We use a unitary method to calculate the total surface area of cardboard required to make 250 boxes.
\[\because \]Surface area of 1 cardboard box \[ = 661.5\]\[c{m^2}\]
\[ \Rightarrow \] Surface area of 250 cardboard boxes \[ = \left( {661.5 \times 250} \right)\]\[c{m^2}\]
\[ \Rightarrow \] Surface area of 250 cardboard boxes \[ = 165375\]\[c{m^2}\]
Again we use a unitary method to find the cost of cardboard required for supplying 250 small boxes.
We are given cost of the cardboard is Rs.4 for 1000\[c{m^2}\]
\[ \Rightarrow \]Cost of 1000\[c{m^2}\]of cardboard\[ = \]Rs.4
\[ \Rightarrow \]Cost of 1\[c{m^2}\]of cardboard\[ = \]Rs\[\dfrac{4}{{1000}}\]
\[ \Rightarrow \]Cost of 165375\[c{m^2}\]of cardboard\[ = \]Rs\[\dfrac{4}{{1000}} \times 165375\]
\[ \Rightarrow \]Cost of 165375\[c{m^2}\]of cardboard\[ = \]Rs661.5………………..… (6)
The total cost of making 250 boxes of each kind is given by adding costs from equations (3) and (6)
\[ \Rightarrow \] The total cost of making 250 boxes of each kind\[ = \]Rs\[\left( {1522.5 + 661.5} \right)\]
\[ \Rightarrow \] The total cost of making 250 boxes of each kind\[ = \]Rs 2184

\[\therefore \] The total cost of making 250 boxes of each kind is Rs 2184.

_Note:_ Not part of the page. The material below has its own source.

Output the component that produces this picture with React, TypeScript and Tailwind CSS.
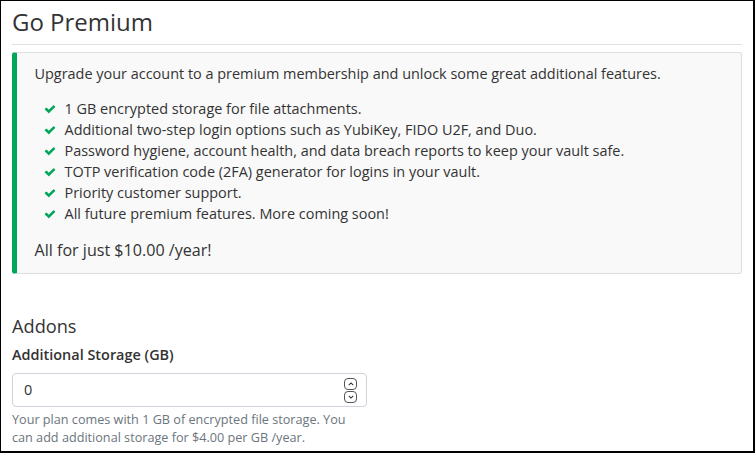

Note: Students many times make mistakes while calculating the cost using unitary method as they leave the cost value in fractional terms. Keep in mind the value of cost should always be simplified and should never be in fraction form. Also, we add a value of 5% as it is given extra, remember that percentage is always with reference to the given number, many students just write the value of 5% and not 5% of the number given.